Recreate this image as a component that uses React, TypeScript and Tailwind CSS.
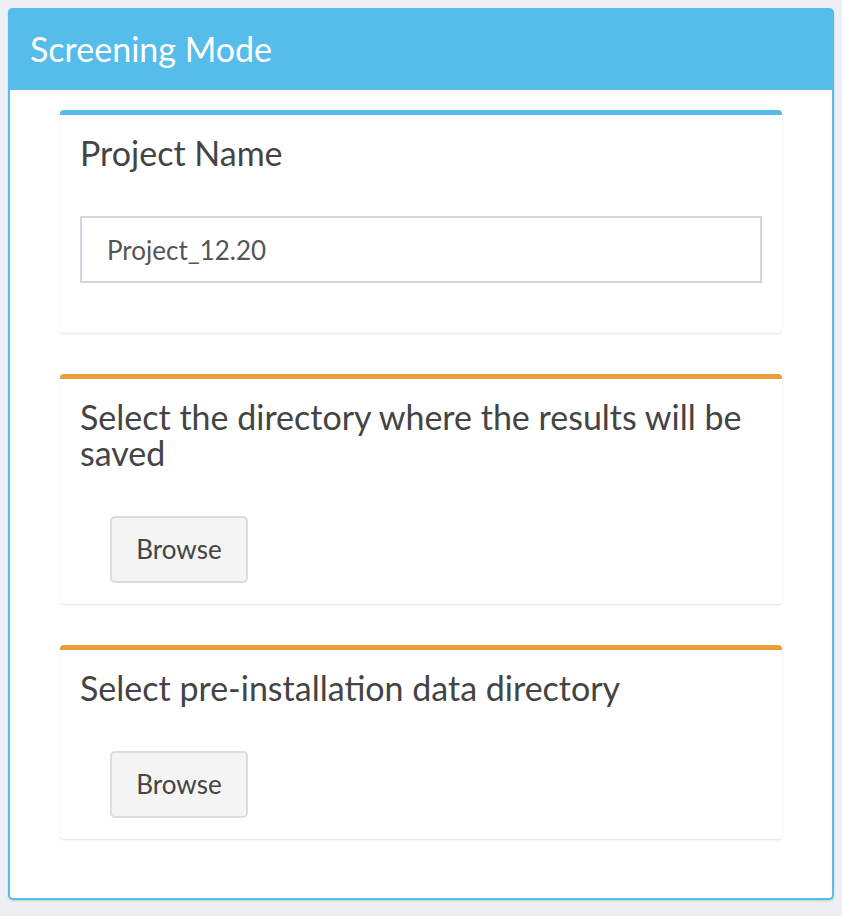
export default function App() {
  return (
    <main className="min-h-screen bg-[#ecf0f5] p-2 font-['Lato','Liberation_Sans',sans-serif]">
      {/* Screening box */}
      <div className="rounded-[5px] border-2 border-t-0 border-[#56bdea] bg-white shadow-[0_1px_2px_rgba(0,0,0,0.15)]">
        <div className="-mx-[2px] flex h-[82px] items-center rounded-t-[5px] bg-[#56bdea] pl-[22px]">
          <h2 className="text-[34px] leading-[36px] text-white">Screening Mode</h2>
        </div>

        <div className="flex flex-col gap-[41px] px-[50px] pt-[20px] pb-[59px]">
          {/* Project name */}
          <section className="rounded-[4px] border-t-[5px] border-[#56bdea] bg-white px-5 pt-[20px] pb-[50px] shadow-[0_1px_2px_rgba(0,0,0,0.12)]">
            <h3 className="text-[34px] leading-[36px] text-[#444]">Project Name</h3>
            <input
              type="text"
              defaultValue="Project_12.20"
              className="mt-[45px] block h-[67px] w-full border-2 border-[#d2d6de] px-[25px] text-[26px] text-[#555] outline-none"
            />
          </section>

          {/* Results directory */}
          <section className="rounded-[4px] border-t-[5px] border-[#e89e3b] bg-white px-5 pt-[20px] pb-[21px] shadow-[0_1px_2px_rgba(0,0,0,0.12)]">
            <h3 className="text-[34px] leading-[36px] text-[#444]">
              Select the directory where the results will be saved
            </h3>
            <button className="mt-[45px] ml-[30px] h-[67px] w-[138px] rounded-[5px] border-2 border-[#dcdcdc] bg-[#f4f4f4] text-[26px] text-[#444]">
              Browse
            </button>
          </section>

          {/* Pre-installation data */}
          <section className="rounded-[4px] border-t-[5px] border-[#e89e3b] bg-white px-5 pt-[20px] pb-[21px] shadow-[0_1px_2px_rgba(0,0,0,0.12)]">
            <h3 className="text-[34px] leading-[36px] text-[#444]">Select pre-installation data directory</h3>
            <button className="mt-[45px] ml-[30px] h-[67px] w-[138px] rounded-[5px] border-2 border-[#dcdcdc] bg-[#f4f4f4] text-[26px] text-[#444]">
              Browse
            </button>
          </section>
        </div>
      </div>
    </main>
  )
}
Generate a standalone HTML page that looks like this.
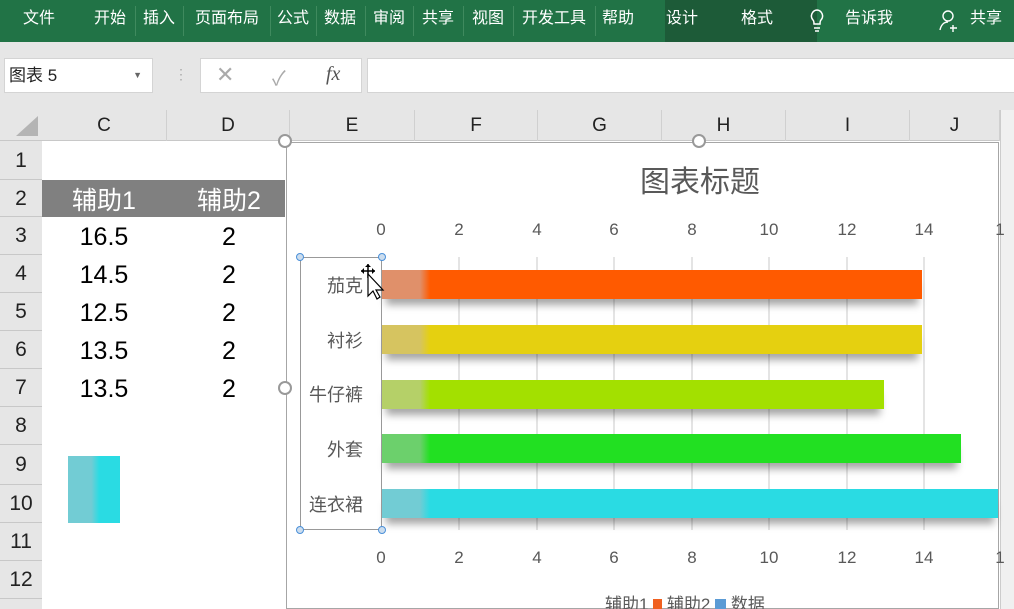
<!DOCTYPE html><html><head><meta charset="utf-8"><style>
*{margin:0;padding:0;box-sizing:border-box}
html,body{width:1014px;height:609px;overflow:hidden}
body{position:relative;background:#e6e6e6;font-family:"Liberation Sans","Noto Sans CJK SC",sans-serif}
.a{position:absolute}
.tab{position:absolute;top:0;height:42px;line-height:38px;color:#fff;font-size:16px;text-align:center}
.sep{position:absolute;top:6px;width:1px;height:30px;background:#3f8a5e}
.ch{position:absolute;top:110px;height:31px;line-height:31px;text-align:center;font-size:19px;color:#222;border-right:1px solid #d0d0d0}
.rh{position:absolute;left:0;width:42px;text-align:center;font-size:21px;color:#222;border-bottom:1px solid #c8c8c8}
.v{position:absolute;font-size:25px;color:#000;text-align:center;width:124px}
.tk{position:absolute;font-size:17px;color:#595959;width:30px;text-align:center}
.gl{position:absolute;top:257px;width:2px;height:273px;background:#e4e4e4}
.bar{position:absolute;height:29px;box-shadow:0 10px 8px -4px rgba(0,0,0,.35)}
.cl{position:absolute;left:296px;width:67px;text-align:right;font-size:18px;color:#595959}
</style></head><body>
<div class="a" style="left:0;top:0;width:1014px;height:42px;background:#217346"></div>
<div class="a" style="left:665px;top:0;width:152px;height:42px;background:#1d5b38"></div>
<div class="tab" style="left:14px;width:50px">文件</div>
<div class="tab" style="left:88px;width:44px">开始</div><div class="sep" style="left:135px"></div>
<div class="tab" style="left:137px;width:44px">插入</div><div class="sep" style="left:183px"></div>
<div class="tab" style="left:186px;width:82px">页面布局</div><div class="sep" style="left:270px"></div>
<div class="tab" style="left:272px;width:42px">公式</div><div class="sep" style="left:316px"></div>
<div class="tab" style="left:318px;width:44px">数据</div><div class="sep" style="left:365px"></div>
<div class="tab" style="left:367px;width:44px">审阅</div><div class="sep" style="left:413px"></div>
<div class="tab" style="left:415px;width:46px">共享</div><div class="sep" style="left:463px"></div>
<div class="tab" style="left:465px;width:46px">视图</div><div class="sep" style="left:513px"></div>
<div class="tab" style="left:515px;width:78px">开发工具</div><div class="sep" style="left:595px"></div>
<div class="tab" style="left:596px;width:44px">帮助</div>
<div class="tab" style="left:660px;width:44px">设计</div>
<div class="tab" style="left:735px;width:44px">格式</div>
<svg class="a" style="left:808px;top:8px" width="18" height="26"><path d="M9 2a6 6 0 0 0-4 10c1 1 1 3 1 4h6c0-1 0-3 1-4A6 6 0 0 0 9 2zM6 20h6M7 23h4" stroke="#fff" stroke-width="1.5" fill="none"/></svg>
<div class="tab" style="left:838px;width:62px">告诉我</div>
<svg class="a" style="left:938px;top:9px" width="22" height="24"><circle cx="10" cy="7" r="5" stroke="#fff" stroke-width="1.4" fill="none"/><path d="M2 21c1-5 4-8 8-8M15 16v7M12 19h7" stroke="#fff" stroke-width="1.4" fill="none"/></svg>
<div class="tab" style="left:964px;width:44px">共享</div>
<div class="a" style="left:4px;top:58px;width:149px;height:35px;background:#fff;border:1px solid #d4d4d4;font-size:17px;line-height:33px;padding-left:4px;color:#222">图表 5<span style="position:absolute;right:10px;font-size:9px;color:#666">▼</span></div>
<div class="a" style="left:174px;top:66px;color:#aaa;font-size:14px">⋮</div>
<div class="a" style="left:200px;top:58px;width:162px;height:35px;background:#fff;border:1px solid #d4d4d4"></div>
<div class="a" style="left:216px;top:62px;font-size:22px;color:#aaa">✕</div>
<div class="a" style="left:272px;top:62px;font-size:20px;color:#aaa">✓</div>
<div class="a" style="left:326px;top:63px;font-size:20px;color:#555;font-style:italic;font-family:'Liberation Serif',serif">fx</div>
<div class="a" style="left:367px;top:58px;width:650px;height:35px;background:#fff;border:1px solid #d4d4d4"></div>
<div class="a" style="left:0;top:110px;width:1014px;height:31px;background:#e6e6e6;border-bottom:1px solid #c8c8c8"></div>
<svg class="a" style="left:14px;top:114px" width="26" height="24"><path d="M24 2V22H2Z" fill="#b4b4b4"/></svg>
<div class="ch" style="left:42px;width:125px">C</div><div class="ch" style="left:167px;width:123px">D</div><div class="ch" style="left:290px;width:125px">E</div><div class="ch" style="left:415px;width:123px">F</div><div class="ch" style="left:538px;width:124px">G</div><div class="ch" style="left:662px;width:124px">H</div><div class="ch" style="left:786px;width:124px">I</div><div class="ch" style="left:910px;width:90px">J</div>
<div class="a" style="left:42px;top:141px;width:960px;height:468px;background:#fff"></div>
<div class="a" style="left:0;top:141px;width:42px;height:468px;background:#e6e6e6"></div>
<div class="rh" style="top:142px;height:38px;line-height:38px">1</div><div class="rh" style="top:180px;height:37px;line-height:37px">2</div><div class="rh" style="top:217px;height:38px;line-height:38px">3</div><div class="rh" style="top:255px;height:38px;line-height:38px">4</div><div class="rh" style="top:293px;height:38px;line-height:38px">5</div><div class="rh" style="top:331px;height:38px;line-height:38px">6</div><div class="rh" style="top:369px;height:38px;line-height:38px">7</div><div class="rh" style="top:407px;height:38px;line-height:38px">8</div><div class="rh" style="top:445px;height:40px;line-height:40px">9</div><div class="rh" style="top:485px;height:38px;line-height:38px">10</div><div class="rh" style="top:523px;height:38px;line-height:38px">11</div><div class="rh" style="top:561px;height:38px;line-height:38px">12</div>
<div class="a" style="left:42px;top:180px;width:243px;height:37px;background:#808080"></div>
<div class="v" style="left:42px;top:181px;color:#fff">辅助1</div><div class="v" style="left:167px;top:181px;color:#fff">辅助2</div>
<div class="v" style="left:42px;top:223px">16.5</div><div class="v" style="left:167px;top:223px">2</div>
<div class="v" style="left:42px;top:261px">14.5</div><div class="v" style="left:167px;top:261px">2</div>
<div class="v" style="left:42px;top:299px">12.5</div><div class="v" style="left:167px;top:299px">2</div>
<div class="v" style="left:42px;top:337px">13.5</div><div class="v" style="left:167px;top:337px">2</div>
<div class="v" style="left:42px;top:375px">13.5</div><div class="v" style="left:167px;top:375px">2</div>
<div class="a" style="left:68px;top:456px;width:52px;height:67px;background:linear-gradient(90deg,#72ccd4 0,#72ccd4 45%,#2adbe3 60%)"></div>
<div class="a" style="left:286px;top:142px;width:713px;height:467px;border:1px solid #a6a6a6;background:#fff"></div>
<div class="a" style="left:278px;top:134px;width:14px;height:14px;border:2px solid #999;border-radius:50%;background:#fff"></div>
<div class="a" style="left:692px;top:134px;width:14px;height:14px;border:2px solid #999;border-radius:50%;background:#fff"></div>
<div class="a" style="left:278px;top:381px;width:14px;height:14px;border:2px solid #999;border-radius:50%;background:#fff"></div>
<div class="a" style="left:1000px;top:110px;width:14px;height:499px;background:#f0f0f0;border-left:1px solid #ccc"></div>
<div class="a" style="left:560px;top:157px;width:280px;text-align:center;font-size:30px;color:#595959">图表标题</div>
<div class="gl" style="left:458px"></div><div class="gl" style="left:536px"></div><div class="gl" style="left:613px"></div><div class="gl" style="left:691px"></div><div class="gl" style="left:768px"></div><div class="gl" style="left:846px"></div><div class="gl" style="left:923px"></div>
<div class="tk" style="left:366px;top:220px">0</div><div class="tk" style="left:444px;top:220px">2</div><div class="tk" style="left:522px;top:220px">4</div><div class="tk" style="left:599px;top:220px">6</div><div class="tk" style="left:677px;top:220px">8</div><div class="tk" style="left:754px;top:220px">10</div><div class="tk" style="left:832px;top:220px">12</div><div class="tk" style="left:909px;top:220px">14</div><div class="tk" style="left:985px;top:220px">1</div>
<div class="tk" style="left:366px;top:548px">0</div><div class="tk" style="left:444px;top:548px">2</div><div class="tk" style="left:522px;top:548px">4</div><div class="tk" style="left:599px;top:548px">6</div><div class="tk" style="left:677px;top:548px">8</div><div class="tk" style="left:754px;top:548px">10</div><div class="tk" style="left:832px;top:548px">12</div><div class="tk" style="left:909px;top:548px">14</div><div class="tk" style="left:985px;top:548px">1</div>
<div class="bar" style="left:382px;top:270px;width:540px;background:linear-gradient(90deg,#e0906a 0,#e0906a 38px,#ff5a00 48px)"></div>
<div class="bar" style="left:382px;top:325px;width:540px;background:linear-gradient(90deg,#d6c460 0,#d6c460 38px,#e5d010 48px)"></div>
<div class="bar" style="left:382px;top:380px;width:502px;background:linear-gradient(90deg,#b5d068 0,#b5d068 38px,#a3e000 48px)"></div>
<div class="bar" style="left:382px;top:434px;width:579px;background:linear-gradient(90deg,#6cd06c 0,#6cd06c 38px,#22e022 48px)"></div>
<div class="bar" style="left:382px;top:489px;width:616px;background:linear-gradient(90deg,#72ccd4 0,#72ccd4 38px,#2adbe3 48px)"></div>
<div class="a" style="left:300px;top:257px;width:82px;height:273px;border:1px solid #999"></div>
<div class="a" style="left:296px;top:253px;width:8px;height:8px;border:1px solid #4a90d9;border-radius:50%;background:#cde"></div>
<div class="a" style="left:378px;top:253px;width:8px;height:8px;border:1px solid #4a90d9;border-radius:50%;background:#cde"></div>
<div class="a" style="left:296px;top:526px;width:8px;height:8px;border:1px solid #4a90d9;border-radius:50%;background:#cde"></div>
<div class="a" style="left:378px;top:526px;width:8px;height:8px;border:1px solid #4a90d9;border-radius:50%;background:#cde"></div>
<div class="cl" style="top:272px">茄克</div><div class="cl" style="top:327px">衬衫</div><div class="cl" style="top:381px">牛仔裤</div><div class="cl" style="top:436px">外套</div><div class="cl" style="top:491px">连衣裙</div>
<svg class="a" style="left:352px;top:262px" width="36" height="40"><path d="M16 2v14M9 9h14" stroke="#000" stroke-width="1.5"/><path d="M16 2l-3 3h6zM9 9l3-3v6zM23 9l-3-3v6z" fill="#000"/><path d="M16 12v22l5-5 4 8 3-2-4-7h7z" fill="#fff" stroke="#000" stroke-width="1.2"/></svg>
<div class="a" style="left:605px;top:590px;font-size:17px;color:#595959">辅助1 <span style="display:inline-block;width:9px;height:11px;background:#f06020"></span> 辅助2 <span style="display:inline-block;width:11px;height:11px;background:#5b9bd5"></span> 数据</div>
</body></html>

- Given request -
Gather up every line from the listing above in which the word "this" occurs.

- Task solution -
Recreate this image as a component that uses React, TypeScript and Tailwind CSS.
Generate a standalone HTML page that looks like this.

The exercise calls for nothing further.